● **Problem to solve**: Copy out all the lines where "styles" shows up.

● **Records for the exercise**:
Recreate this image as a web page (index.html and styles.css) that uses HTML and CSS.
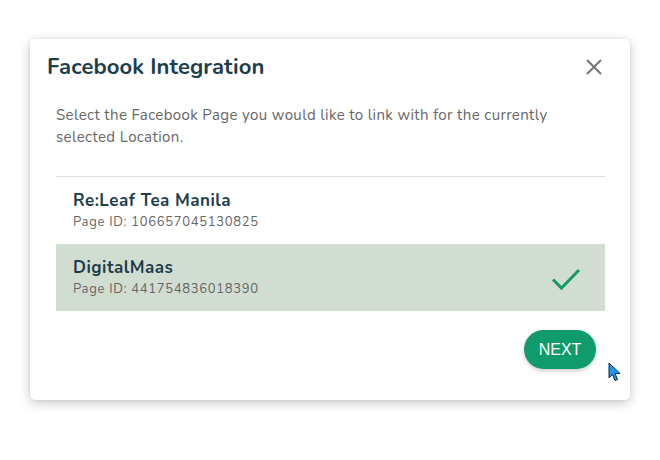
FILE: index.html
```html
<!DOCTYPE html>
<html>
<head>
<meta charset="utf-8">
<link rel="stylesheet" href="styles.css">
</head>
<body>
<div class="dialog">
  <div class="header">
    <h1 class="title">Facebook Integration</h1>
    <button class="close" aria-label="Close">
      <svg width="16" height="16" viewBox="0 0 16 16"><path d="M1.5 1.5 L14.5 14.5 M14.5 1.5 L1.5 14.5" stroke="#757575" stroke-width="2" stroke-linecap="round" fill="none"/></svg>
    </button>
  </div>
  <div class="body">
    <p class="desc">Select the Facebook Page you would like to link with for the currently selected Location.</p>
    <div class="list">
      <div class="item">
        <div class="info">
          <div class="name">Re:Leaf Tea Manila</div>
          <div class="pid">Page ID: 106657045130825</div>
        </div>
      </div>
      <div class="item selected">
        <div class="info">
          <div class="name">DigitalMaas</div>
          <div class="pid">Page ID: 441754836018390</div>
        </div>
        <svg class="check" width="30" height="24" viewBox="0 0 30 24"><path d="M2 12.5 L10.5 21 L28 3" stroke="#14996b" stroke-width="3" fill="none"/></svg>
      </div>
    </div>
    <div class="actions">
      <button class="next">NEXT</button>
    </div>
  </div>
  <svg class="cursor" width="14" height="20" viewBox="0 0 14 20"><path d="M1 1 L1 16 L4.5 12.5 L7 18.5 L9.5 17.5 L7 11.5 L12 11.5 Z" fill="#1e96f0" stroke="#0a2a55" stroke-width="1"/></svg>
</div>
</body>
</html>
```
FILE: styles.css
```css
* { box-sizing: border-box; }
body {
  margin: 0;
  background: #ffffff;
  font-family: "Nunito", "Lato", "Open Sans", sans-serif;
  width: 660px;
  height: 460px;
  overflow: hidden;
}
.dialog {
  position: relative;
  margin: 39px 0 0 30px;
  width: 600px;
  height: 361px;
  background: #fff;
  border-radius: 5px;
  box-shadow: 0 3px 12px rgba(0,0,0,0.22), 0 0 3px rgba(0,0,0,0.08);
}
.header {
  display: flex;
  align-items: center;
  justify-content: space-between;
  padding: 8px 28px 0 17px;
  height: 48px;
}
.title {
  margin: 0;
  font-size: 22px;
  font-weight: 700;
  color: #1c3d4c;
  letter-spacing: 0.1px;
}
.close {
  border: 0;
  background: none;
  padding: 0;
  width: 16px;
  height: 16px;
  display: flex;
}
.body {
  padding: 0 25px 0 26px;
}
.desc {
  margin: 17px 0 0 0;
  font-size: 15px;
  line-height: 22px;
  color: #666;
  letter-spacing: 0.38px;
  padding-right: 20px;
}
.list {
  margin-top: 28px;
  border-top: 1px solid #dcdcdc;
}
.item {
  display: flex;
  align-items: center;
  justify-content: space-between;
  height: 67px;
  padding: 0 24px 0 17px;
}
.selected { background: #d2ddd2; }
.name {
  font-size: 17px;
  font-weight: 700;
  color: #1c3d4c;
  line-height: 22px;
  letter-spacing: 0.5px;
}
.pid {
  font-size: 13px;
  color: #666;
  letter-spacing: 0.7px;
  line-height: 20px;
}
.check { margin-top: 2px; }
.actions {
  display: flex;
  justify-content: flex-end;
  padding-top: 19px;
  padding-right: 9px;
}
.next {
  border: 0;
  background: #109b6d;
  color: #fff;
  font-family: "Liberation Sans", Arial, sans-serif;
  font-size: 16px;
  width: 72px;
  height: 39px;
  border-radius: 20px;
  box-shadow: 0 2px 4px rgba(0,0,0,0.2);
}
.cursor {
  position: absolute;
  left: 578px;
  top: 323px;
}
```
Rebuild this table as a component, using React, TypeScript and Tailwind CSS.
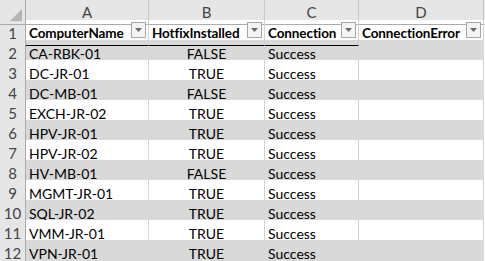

● **Complete answer**:
Recreate this image as a web page (index.html and styles.css) that uses HTML and CSS.
<link rel="stylesheet" href="styles.css">
FILE: styles.css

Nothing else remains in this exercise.